Extracted records:
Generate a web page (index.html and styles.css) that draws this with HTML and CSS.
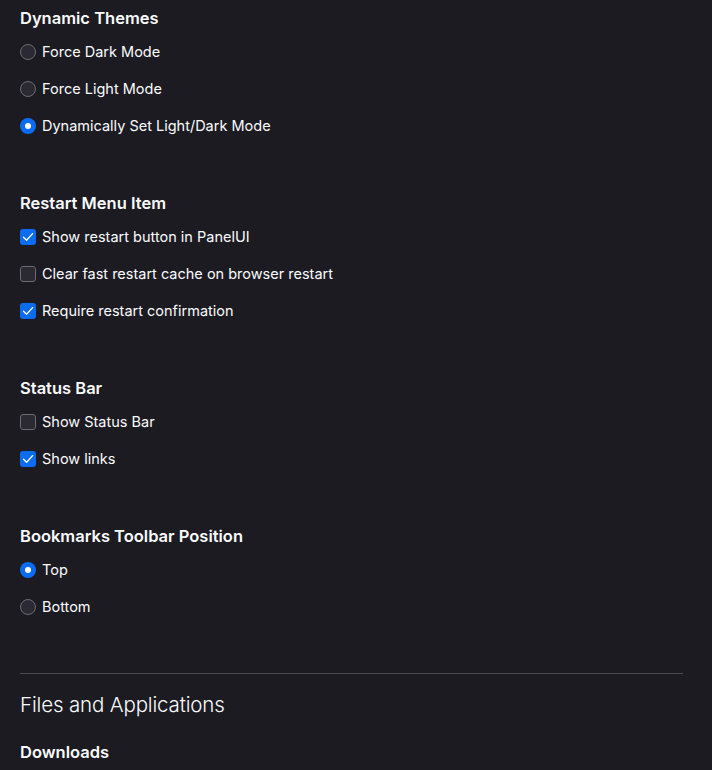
FILE: index.html
```html
<!DOCTYPE html>
<html>
<head>
<meta charset="utf-8">
<link rel="stylesheet" href="styles.css">
</head>
<body>
<div class="page">
  <section class="group">
    <h3 class="heading">Dynamic Themes</h3>
    <div class="option"><span class="radio"></span><span class="label">Force Dark Mode</span></div>
    <div class="option"><span class="radio"></span><span class="label">Force Light Mode</span></div>
    <div class="option"><span class="radio on"></span><span class="label">Dynamically Set Light/Dark Mode</span></div>
  </section>
  <section class="group">
    <h3 class="heading">Restart Menu Item</h3>
    <div class="option"><span class="check on"><svg viewBox="0 0 16 16"><path d="M3.5 8.2 L6.6 11.2 L12.6 4.6" /></svg></span><span class="label">Show restart button in PanelUI</span></div>
    <div class="option"><span class="check"></span><span class="label">Clear fast restart cache on browser restart</span></div>
    <div class="option"><span class="check on"><svg viewBox="0 0 16 16"><path d="M3.5 8.2 L6.6 11.2 L12.6 4.6" /></svg></span><span class="label">Require restart confirmation</span></div>
  </section>
  <section class="group">
    <h3 class="heading">Status Bar</h3>
    <div class="option"><span class="check"></span><span class="label">Show Status Bar</span></div>
    <div class="option"><span class="check on"><svg viewBox="0 0 16 16"><path d="M3.5 8.2 L6.6 11.2 L12.6 4.6" /></svg></span><span class="label">Show links</span></div>
  </section>
  <section class="group">
    <h3 class="heading">Bookmarks Toolbar Position</h3>
    <div class="option"><span class="radio on"></span><span class="label">Top</span></div>
    <div class="option"><span class="radio"></span><span class="label">Bottom</span></div>
  </section>
  <hr class="divider">
  <h2 class="title">Files and Applications</h2>
  <h3 class="heading">Downloads</h3>
</div>
</body>
</html>
```
FILE: styles.css
```css
html, body {
  margin: 0;
  padding: 0;
  background: #1c1b22;
  color: #fbfbfe;
  font-family: Inter, "Noto Sans", sans-serif;
}
.page {
  padding: 7px 0 0 20px;
  width: 663px;
}
.group {
  margin-bottom: 48px;
}
.heading {
  margin: 0 0 4px 0;
  font-size: 16.5px;
  font-weight: 600;
  line-height: 22px;
}
.option {
  display: flex;
  align-items: center;
  height: 37px;
  gap: 6px;
}
.label {
  font-size: 14.5px;
  line-height: 20px;
}
.radio {
  width: 16px;
  height: 16px;
  box-sizing: border-box;
  border-radius: 50%;
  border: 1px solid #6b6b73;
  background: #2b2a33;
  flex: none;
  display: flex;
  align-items: center;
  justify-content: center;
}
.radio.on {
  border: none;
  background: #0b6cf1;
}
.radio.on::after {
  content: "";
  width: 6px;
  height: 6px;
  border-radius: 50%;
  background: #ffffff;
}
.check {
  width: 16px;
  height: 16px;
  box-sizing: border-box;
  border-radius: 3px;
  border: 1px solid #6b6b73;
  background: #2b2a33;
  flex: none;
  display: flex;
}
.check.on {
  border: none;
  background: #0b6cf1;
}
.check svg {
  width: 16px;
  height: 16px;
}
.check svg path {
  fill: none;
  stroke: #ffffff;
  stroke-width: 1.3;
  stroke-linecap: round;
  stroke-linejoin: round;
}
.divider {
  margin: 0 0 16px 0;
  border: none;
  border-top: 1px solid #4a4a52;
  height: 0;
}
.title {
  margin: 0 0 21px 0;
  font-size: 20.5px;
  font-weight: 300;
  line-height: 30px;
  letter-spacing: -0.15px;
}
```
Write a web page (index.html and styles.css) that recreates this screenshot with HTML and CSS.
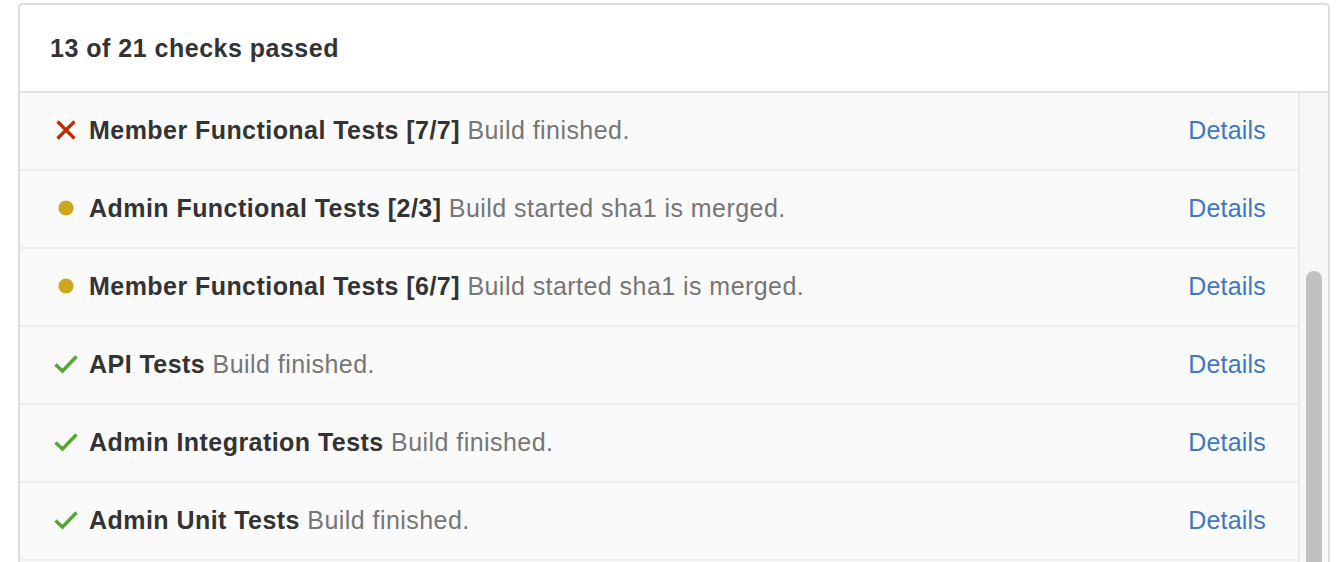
FILE: index.html
```html
<!DOCTYPE html>
<html>
<head>
<meta charset="utf-8">
<link rel="stylesheet" href="styles.css">
</head>
<body>
<div class="box">
  <div class="header">13 of 21 checks passed</div>
  <div class="body">
    <div class="list">
      <div class="row">
        <span class="icon"><svg width="22" height="22" viewBox="0 0 22 22"><path d="M2.5 2.5 L19.5 19.5 M19.5 2.5 L2.5 19.5" stroke="#bd2c00" stroke-width="3.2" fill="none"/></svg></span>
        <span class="text"><b>Member Functional Tests [7/7]</b> Build finished.</span>
        <a class="details">Details</a>
      </div>
      <div class="row">
        <span class="icon"><svg width="16" height="16" viewBox="0 0 16 16"><circle cx="8" cy="8" r="7.6" fill="#cea61b"/></svg></span>
        <span class="text"><b>Admin Functional Tests [2/3]</b> Build started sha1 is merged.</span>
        <a class="details">Details</a>
      </div>
      <div class="row">
        <span class="icon"><svg width="16" height="16" viewBox="0 0 16 16"><circle cx="8" cy="8" r="7.6" fill="#cea61b"/></svg></span>
        <span class="text"><b>Member Functional Tests [6/7]</b> Build started sha1 is merged.</span>
        <a class="details">Details</a>
      </div>
      <div class="row">
        <span class="icon"><svg width="24" height="20" viewBox="0 0 24 20"><path d="M1.5 10.5 L8.5 17 L22.5 2.5" stroke="#55a532" stroke-width="3.4" fill="none"/></svg></span>
        <span class="text"><b>API Tests</b> Build finished.</span>
        <a class="details">Details</a>
      </div>
      <div class="row">
        <span class="icon"><svg width="24" height="20" viewBox="0 0 24 20"><path d="M1.5 10.5 L8.5 17 L22.5 2.5" stroke="#55a532" stroke-width="3.4" fill="none"/></svg></span>
        <span class="text"><b>Admin Integration Tests</b> Build finished.</span>
        <a class="details">Details</a>
      </div>
      <div class="row">
        <span class="icon"><svg width="24" height="20" viewBox="0 0 24 20"><path d="M1.5 10.5 L8.5 17 L22.5 2.5" stroke="#55a532" stroke-width="3.4" fill="none"/></svg></span>
        <span class="text"><b>Admin Unit Tests</b> Build finished.</span>
        <a class="details">Details</a>
      </div>
    </div>
    <div class="track"><div class="thumb"></div></div>
  </div>
</div>
</body>
</html>
```
FILE: styles.css
```css
* { box-sizing: border-box; }
html, body { margin: 0; padding: 0; background: #fff; overflow: hidden; }
body {
  font-family: "Liberation Sans", Arial, sans-serif;
  color: #333;
  padding: 3px 12px 0 18px;
  height: 562px;
}
.box {
  border: 2px solid #ddd;
  border-bottom: none;
  border-radius: 5px 5px 0 0;
  height: 100%;
  display: flex;
  flex-direction: column;
}
.header {
  height: 88px;
  border-bottom: 2px solid #e1e1e1;
  padding-left: 30px;
  display: flex;
  align-items: center;
  font-size: 25px;
  font-weight: bold;
  letter-spacing: 0.5px;
  background: #fff;
  border-radius: 4px 4px 0 0;
}
.body {
  flex: 1;
  display: flex;
  background: #fafafa;
  min-height: 0;
}
.list {
  flex: 1;
  display: flex;
  flex-direction: column;
}
.row {
  height: 78px;
  flex: none;
  border-bottom: 2px solid #eeeeee;
  display: flex;
  align-items: center;
  padding: 0 32px 2px 34px;
  font-size: 25px;
  letter-spacing: 0.45px;
}
.icon {
  width: 24px;
  display: flex;
  justify-content: center;
  align-items: center;
  margin-right: 11px;
}
.text { flex: 1; color: #767676; white-space: nowrap; }
.text b { color: #333; }
.details { color: #4078c0; letter-spacing: 0.2px; }
.track {
  width: 30px;
  flex: none;
  border-left: 2px solid #ebebeb;
  background: #f7f7f7;
  padding: 178px 6px 0 6px;
  display: flex;
  flex-direction: column;
}
.thumb {
  flex: 1;
  background: #c1c1c1;
  border-radius: 8px 8px 0 0;
}
```
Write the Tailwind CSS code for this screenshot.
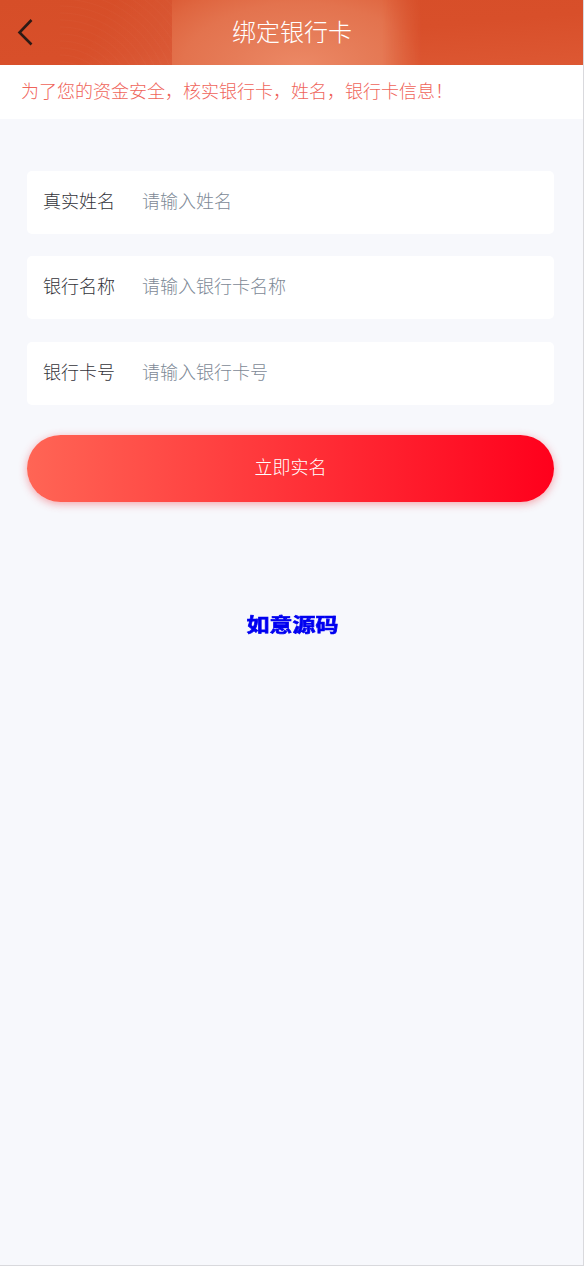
<!DOCTYPE html>
<html lang="zh-CN">
<head>
<meta charset="utf-8">
<title>绑定银行卡</title>
<script src="https://cdn.jsdelivr.net/npm/@tailwindcss/browser@4"></script>
</head>
<body class="m-0">
<div class="w-[584px] h-[1266px] flex flex-col bg-[#f7f8fc] border-r border-b border-[#d9d9dd] font-['Noto_Sans_CJK_SC',serif] font-light overflow-hidden">
  <header class="relative h-[65px] shrink-0 flex items-center justify-center overflow-hidden pb-[4px] bg-[linear-gradient(175deg,#d64e28_0%,#d84f2a_55%,#dd5833_100%)]">
    <div class="absolute left-[60px] top-0 w-[112px] h-[65px] bg-[repeating-radial-gradient(circle_at_0px_110px,rgba(255,255,255,0)_0px,rgba(255,255,255,0)_5px,rgba(255,255,255,0.018)_6px,rgba(255,255,255,0)_7px),linear-gradient(120deg,rgba(255,255,255,0)_35%,rgba(255,255,255,0.06)_100%)]"></div>
    <div class="absolute left-[172px] top-0 w-[250px] h-[65px] [mask-image:linear-gradient(90deg,#000_0%,#000_84%,transparent_100%)] bg-[radial-gradient(ellipse_190px_105px_at_128px_68px,#ec8966_0%,#e67c58_35%,#e3734e_62%,#df6640_82%,#da5731_100%)]"></div>
    <svg class="absolute left-[14px] top-[17px] w-[22px] h-[30px]" viewBox="0 0 22 30" fill="none" stroke="#2d1a15" stroke-width="2.600"><path d="M17.500 3 5.500 15.500 17.500 27.500"/></svg>
    <h1 class="relative text-[24px] font-light text-white leading-none ml-[1px]">绑定银行卡</h1>
  </header>
  <p class="h-[54px] shrink-0 bg-white pl-[21px] pt-[13px] text-[18px] leading-[24px] text-[#ef645a] whitespace-nowrap">为了您的资金安全，核实银行卡，姓名，银行卡信息！</p>
  <main class="px-[27px] pr-[29px] pt-[52px] flex flex-col">
    <div class="h-[63px] flex items-center bg-white rounded-[5px] pl-[16px] pb-[4px] text-[18px]">
      <span class="w-[99px] text-[#33333a]">真实姓名</span><span class="text-[#7d8996]">请输入姓名</span>
    </div>
    <div class="h-[63px] mt-[22px] flex items-center bg-white rounded-[5px] pl-[16px] pb-[4px] text-[18px]">
      <span class="w-[99px] text-[#33333a]">银行名称</span><span class="text-[#7d8996]">请输入银行卡名称</span>
    </div>
    <div class="h-[63px] mt-[23px] flex items-center bg-white rounded-[5px] pl-[16px] pb-[4px] text-[18px]">
      <span class="w-[99px] text-[#33333a]">银行卡号</span><span class="text-[#7d8996]">请输入银行卡号</span>
    </div>
    <button class="h-[67px] mt-[30px] rounded-full pb-[4px] bg-[linear-gradient(90deg,#ff6555,#ff001c)] shadow-[0_2px_8px_rgba(240,60,70,0.45)] text-white text-[18px]">立即实名</button>
    <div class="mt-[107px] pl-[4px] text-center text-[23px] leading-[30px] font-bold text-[#0000f0] [-webkit-text-stroke:0.8px_#0000f0] scale-y-[0.82]">如意源码</div>
  </main>
</div>
</body>
</html>
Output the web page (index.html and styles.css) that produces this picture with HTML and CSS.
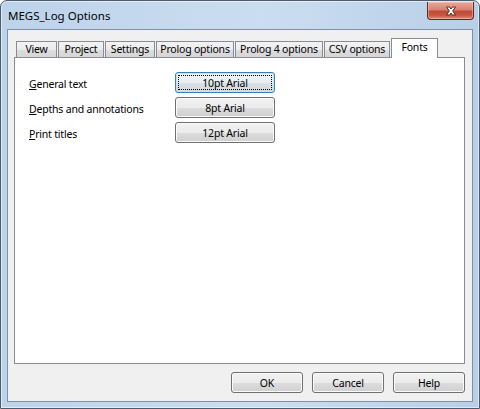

Exercise: Pick out the lines above containing the word "styles", then copy them.

Exercise response:
Generate a web page (index.html and styles.css) that draws this with HTML and CSS.
<link rel="stylesheet" href="styles.css">
FILE: styles.css
Write a web page (index.html and styles.css) that recreates this screenshot with HTML and CSS.
<link rel="stylesheet" href="styles.css">
FILE: styles.css
Output the web page (index.html and styles.css) that produces this picture with HTML and CSS.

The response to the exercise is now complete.